İslam tarihinin en tartışmalı kişiliklerinden Muâviye’nin halifeliği döneminde yaşanan bir hadise kendisi hakkındaki eleştirilere bir yenisini daha eklediği gibi fıkhî tartışmalara da kapı aralamıştır. Bu, faziletleri dolayısıyla “Hucrü’l-hayr” diye anılan Hucr b. Adî ve bir grup arkadaşının Hz. Ali (ra) taraftarlığı nedeniyle idam cezasına çarptırılması olayıdır.
Hucr b. Adî, Kinde kabilesinden bir sahabîdir. Kardeşi Hâni b. Adî ile beraber Hz. Peygamber’i (sas) ziyaret ettiğini ve Kâdisiye Harbi’ne katıldığını biliyoruz. Hz. Ali ile beraber Cemel ve Sıffîn savaşlarında bulunmuştu. “Düşmanına karşı seninle beraber savaşan, sana sadık ve ileri görüşlü kırk bin kişiyi bıraktın” diyerek Hz. Hasan’ı (ra) da tenkit etmiş bir sahabeydi. Muâviye’yi zalim olmakla suçlar, hakkında ağır ifadeler kullanmaktan çekinmezdi.
Muğîre b. Şu’be Kûfe valisiyken Hz. Ali’yi tenkit ettiğinde Hucr’un mescitte ayağa kalkarak ona cevap verdiğini kaynaklardan öğreniyoruz.
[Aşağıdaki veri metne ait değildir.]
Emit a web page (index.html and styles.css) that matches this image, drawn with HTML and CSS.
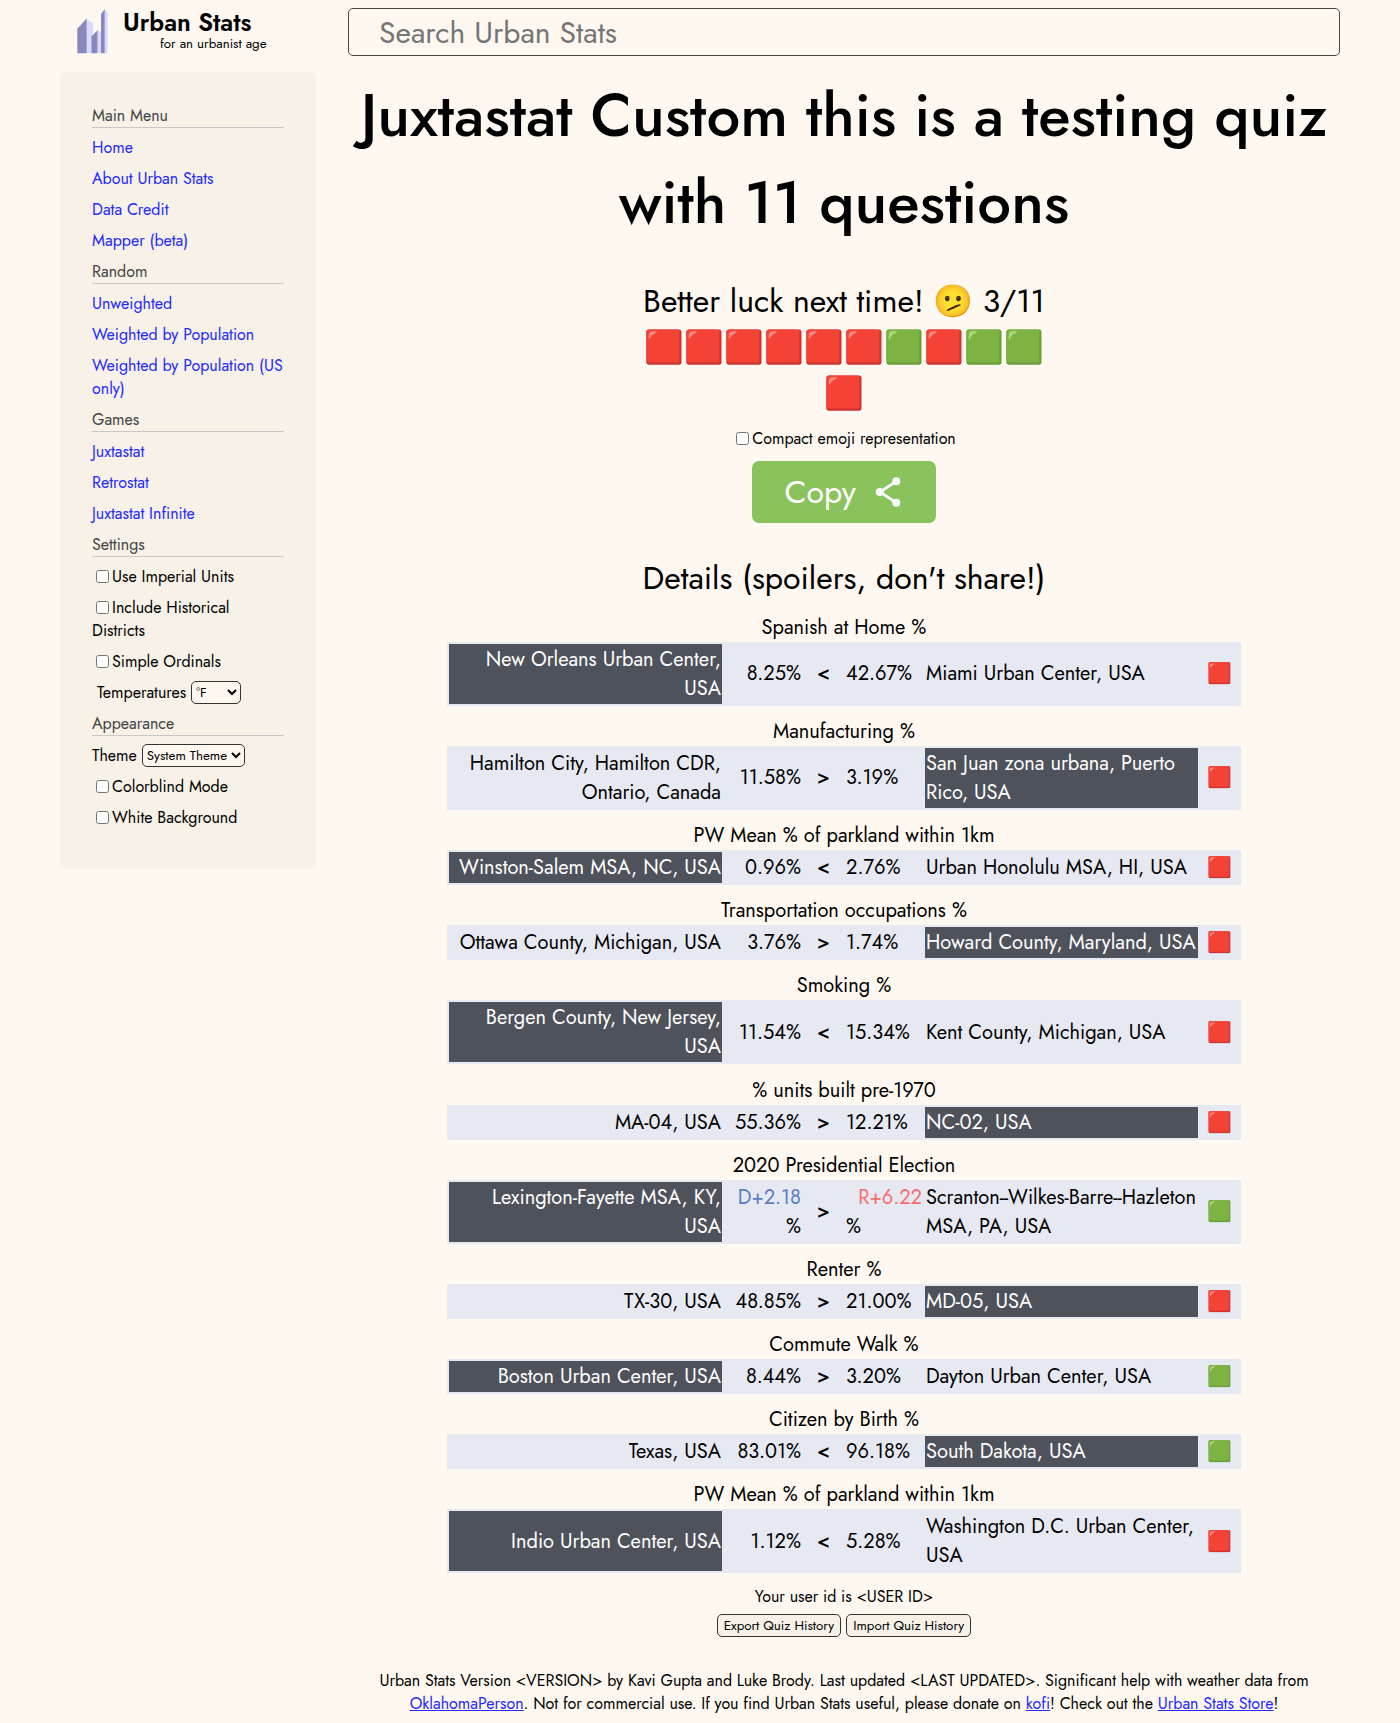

Muğîre fiile dönüşmediği sürece sözlü muhalefete müdahale etmeyeceğini söylerdi. Ancak o vefat ettikten sonra Muâviye, Basra Valisi Ziyâd b. Ebih’i Kûfe valiliğine tayin ederek iki eyaletin valisi yaptı. Ne var ki Ziyâd, Muğîre kadar müsamahakâr değildi; muhalefete tahammülü yoktu. Kûfe’ye vali tayin edildiği zaman Hucr b. Adî’ye söyledikleri bu husustaki hassasiyetini gösteren çarpıcı ifadeler içerir:
“Biliyorsun ki seni tanıyorum. Ben ve sen -bildiğin konuda- Ali b. Ebû Tâlib’in sevgisi ve taraftarlığı konusunda beraberdik. Ancak durum başka şekilde gelişti. Allah aşkına bilirsin ki benim için kanından bir damla akıtırsan ben kanımın tamamını boşaltırım. Dilini tut ve evinde otur. Meclisime istediğin zaman gelip oturabilirsin. Benim yanımda bütün ihtiyaçların görülecektir. Beni kendine yeterli gör. Aceleci olduğunu biliyorum. Allah aşkına, ey Ebû Abdurrahman! Kendi hâlinde olasın. Bu alçak, akılsız ve ahmakların seni görüşlerinden caydırmaları konusunda dikkatli ol. Eğer sen bana karşı adileşirsen veya ben senin hakkını hafife alır ve ihmâl edersem bunu hem sana, hem kendime yakıştıramam.”